■ PROBLEM DESCRIPTION:
From the listing below, return each line that includes "styles".

■ DATA:

------------------------

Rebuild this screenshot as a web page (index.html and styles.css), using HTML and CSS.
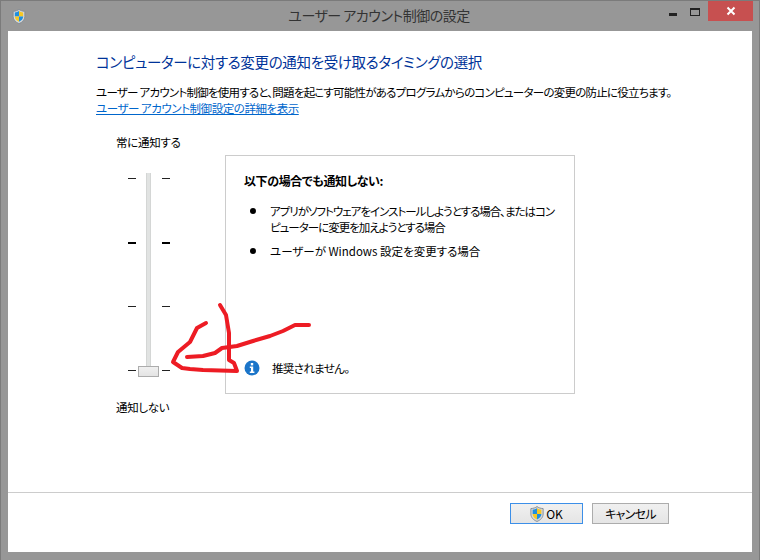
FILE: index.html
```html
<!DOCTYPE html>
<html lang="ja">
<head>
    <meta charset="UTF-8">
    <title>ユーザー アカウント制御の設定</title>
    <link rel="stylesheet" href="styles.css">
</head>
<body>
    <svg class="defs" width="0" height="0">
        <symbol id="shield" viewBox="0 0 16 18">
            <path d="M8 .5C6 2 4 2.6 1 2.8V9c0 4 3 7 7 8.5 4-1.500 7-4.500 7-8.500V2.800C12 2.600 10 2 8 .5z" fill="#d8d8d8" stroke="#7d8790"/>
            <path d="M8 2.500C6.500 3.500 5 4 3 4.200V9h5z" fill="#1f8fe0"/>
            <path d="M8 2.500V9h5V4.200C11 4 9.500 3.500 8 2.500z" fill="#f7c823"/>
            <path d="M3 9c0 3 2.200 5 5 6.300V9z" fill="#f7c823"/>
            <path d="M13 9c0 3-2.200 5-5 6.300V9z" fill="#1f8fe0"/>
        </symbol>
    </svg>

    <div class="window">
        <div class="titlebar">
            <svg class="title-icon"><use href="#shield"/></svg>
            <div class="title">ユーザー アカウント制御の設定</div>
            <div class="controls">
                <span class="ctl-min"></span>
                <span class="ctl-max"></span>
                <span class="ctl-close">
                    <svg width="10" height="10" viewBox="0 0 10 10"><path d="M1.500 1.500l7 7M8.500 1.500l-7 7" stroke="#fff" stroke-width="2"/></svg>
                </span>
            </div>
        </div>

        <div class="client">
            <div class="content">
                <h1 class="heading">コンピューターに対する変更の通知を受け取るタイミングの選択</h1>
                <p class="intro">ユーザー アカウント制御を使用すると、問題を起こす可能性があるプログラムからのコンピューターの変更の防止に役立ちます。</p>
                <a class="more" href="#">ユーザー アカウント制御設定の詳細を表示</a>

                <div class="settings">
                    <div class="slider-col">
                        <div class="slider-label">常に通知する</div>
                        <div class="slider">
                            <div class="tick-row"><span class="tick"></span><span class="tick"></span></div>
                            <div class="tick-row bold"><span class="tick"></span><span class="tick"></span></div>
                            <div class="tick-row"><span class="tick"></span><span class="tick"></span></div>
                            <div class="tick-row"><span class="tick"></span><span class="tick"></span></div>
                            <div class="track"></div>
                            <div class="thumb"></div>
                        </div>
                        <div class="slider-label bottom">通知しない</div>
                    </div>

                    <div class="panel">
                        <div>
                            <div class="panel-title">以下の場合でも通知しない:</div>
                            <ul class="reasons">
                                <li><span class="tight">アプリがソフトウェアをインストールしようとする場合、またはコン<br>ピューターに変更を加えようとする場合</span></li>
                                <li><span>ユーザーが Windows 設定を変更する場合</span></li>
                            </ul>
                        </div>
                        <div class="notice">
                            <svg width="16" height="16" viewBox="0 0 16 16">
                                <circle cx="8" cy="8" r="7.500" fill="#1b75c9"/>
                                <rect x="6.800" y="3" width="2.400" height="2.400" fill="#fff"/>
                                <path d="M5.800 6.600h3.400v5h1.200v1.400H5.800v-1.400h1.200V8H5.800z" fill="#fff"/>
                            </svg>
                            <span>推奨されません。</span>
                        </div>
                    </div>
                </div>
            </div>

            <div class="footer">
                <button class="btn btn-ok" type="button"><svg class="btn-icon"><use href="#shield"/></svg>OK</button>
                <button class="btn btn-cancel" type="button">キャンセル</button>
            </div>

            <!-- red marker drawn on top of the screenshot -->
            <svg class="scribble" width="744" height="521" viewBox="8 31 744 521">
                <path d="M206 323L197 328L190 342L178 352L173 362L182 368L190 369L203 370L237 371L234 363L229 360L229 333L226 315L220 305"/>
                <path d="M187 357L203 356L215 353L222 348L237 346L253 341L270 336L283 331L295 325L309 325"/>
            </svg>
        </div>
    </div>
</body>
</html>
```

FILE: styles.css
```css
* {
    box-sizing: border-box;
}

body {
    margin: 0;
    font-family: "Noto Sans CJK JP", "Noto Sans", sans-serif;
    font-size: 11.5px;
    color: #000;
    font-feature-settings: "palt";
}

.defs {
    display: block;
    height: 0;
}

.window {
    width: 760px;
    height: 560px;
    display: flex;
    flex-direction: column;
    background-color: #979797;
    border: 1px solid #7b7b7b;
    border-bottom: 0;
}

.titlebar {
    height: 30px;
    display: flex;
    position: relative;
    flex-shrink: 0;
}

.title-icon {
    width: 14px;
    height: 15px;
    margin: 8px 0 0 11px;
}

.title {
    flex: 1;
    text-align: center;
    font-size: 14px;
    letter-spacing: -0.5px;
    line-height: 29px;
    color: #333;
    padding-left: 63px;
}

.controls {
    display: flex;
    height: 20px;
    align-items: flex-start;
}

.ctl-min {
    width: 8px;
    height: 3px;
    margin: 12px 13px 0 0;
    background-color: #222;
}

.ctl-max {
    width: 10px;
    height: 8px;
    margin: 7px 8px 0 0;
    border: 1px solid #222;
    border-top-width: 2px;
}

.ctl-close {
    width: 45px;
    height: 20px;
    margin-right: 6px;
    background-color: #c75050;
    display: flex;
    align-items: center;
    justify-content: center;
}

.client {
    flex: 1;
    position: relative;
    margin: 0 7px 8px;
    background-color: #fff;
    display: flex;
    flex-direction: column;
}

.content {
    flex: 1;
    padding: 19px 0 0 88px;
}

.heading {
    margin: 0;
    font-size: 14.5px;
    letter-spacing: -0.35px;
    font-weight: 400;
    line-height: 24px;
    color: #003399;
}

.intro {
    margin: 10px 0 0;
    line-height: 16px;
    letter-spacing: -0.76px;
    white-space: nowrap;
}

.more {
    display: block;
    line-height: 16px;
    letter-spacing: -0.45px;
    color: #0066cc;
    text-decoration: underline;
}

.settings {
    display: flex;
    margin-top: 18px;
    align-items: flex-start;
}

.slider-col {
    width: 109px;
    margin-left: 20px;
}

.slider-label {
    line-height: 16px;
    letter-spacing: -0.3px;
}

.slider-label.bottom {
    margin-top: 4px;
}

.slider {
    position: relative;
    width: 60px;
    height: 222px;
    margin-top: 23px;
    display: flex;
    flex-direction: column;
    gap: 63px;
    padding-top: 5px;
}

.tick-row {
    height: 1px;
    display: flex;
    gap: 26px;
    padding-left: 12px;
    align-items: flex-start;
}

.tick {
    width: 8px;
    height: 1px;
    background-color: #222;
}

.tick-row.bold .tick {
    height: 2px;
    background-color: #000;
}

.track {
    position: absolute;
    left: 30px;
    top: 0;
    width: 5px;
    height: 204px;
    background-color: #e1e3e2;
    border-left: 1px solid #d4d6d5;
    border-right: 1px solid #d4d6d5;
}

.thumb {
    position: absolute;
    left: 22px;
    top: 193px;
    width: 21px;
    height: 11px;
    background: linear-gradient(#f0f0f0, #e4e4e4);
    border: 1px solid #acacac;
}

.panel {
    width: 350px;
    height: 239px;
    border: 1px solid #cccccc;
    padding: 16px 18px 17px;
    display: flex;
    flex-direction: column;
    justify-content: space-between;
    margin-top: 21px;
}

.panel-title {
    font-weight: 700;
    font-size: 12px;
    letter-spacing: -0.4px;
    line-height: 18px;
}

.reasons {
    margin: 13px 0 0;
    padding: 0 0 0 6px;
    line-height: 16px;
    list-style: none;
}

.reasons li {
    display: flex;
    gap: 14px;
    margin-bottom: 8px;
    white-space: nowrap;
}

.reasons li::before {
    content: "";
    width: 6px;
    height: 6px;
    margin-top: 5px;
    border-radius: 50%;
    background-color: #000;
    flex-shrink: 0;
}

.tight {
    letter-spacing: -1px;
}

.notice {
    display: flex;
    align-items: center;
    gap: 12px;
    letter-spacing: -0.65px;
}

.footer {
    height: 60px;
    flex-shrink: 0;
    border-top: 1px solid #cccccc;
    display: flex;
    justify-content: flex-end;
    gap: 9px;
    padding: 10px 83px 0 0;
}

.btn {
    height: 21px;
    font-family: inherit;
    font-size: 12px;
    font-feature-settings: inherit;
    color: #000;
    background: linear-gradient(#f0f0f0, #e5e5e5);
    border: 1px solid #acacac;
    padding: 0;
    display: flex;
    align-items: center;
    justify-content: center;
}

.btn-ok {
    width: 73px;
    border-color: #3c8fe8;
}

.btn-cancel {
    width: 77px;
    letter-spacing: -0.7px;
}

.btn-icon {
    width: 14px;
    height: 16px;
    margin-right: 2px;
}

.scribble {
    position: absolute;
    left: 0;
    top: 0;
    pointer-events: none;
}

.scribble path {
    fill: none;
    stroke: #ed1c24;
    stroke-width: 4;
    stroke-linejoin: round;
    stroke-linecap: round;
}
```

------------------------

■ TASK RESPONSE:
Rebuild this screenshot as a web page (index.html and styles.css), using HTML and CSS.
    <link rel="stylesheet" href="styles.css">
FILE: styles.css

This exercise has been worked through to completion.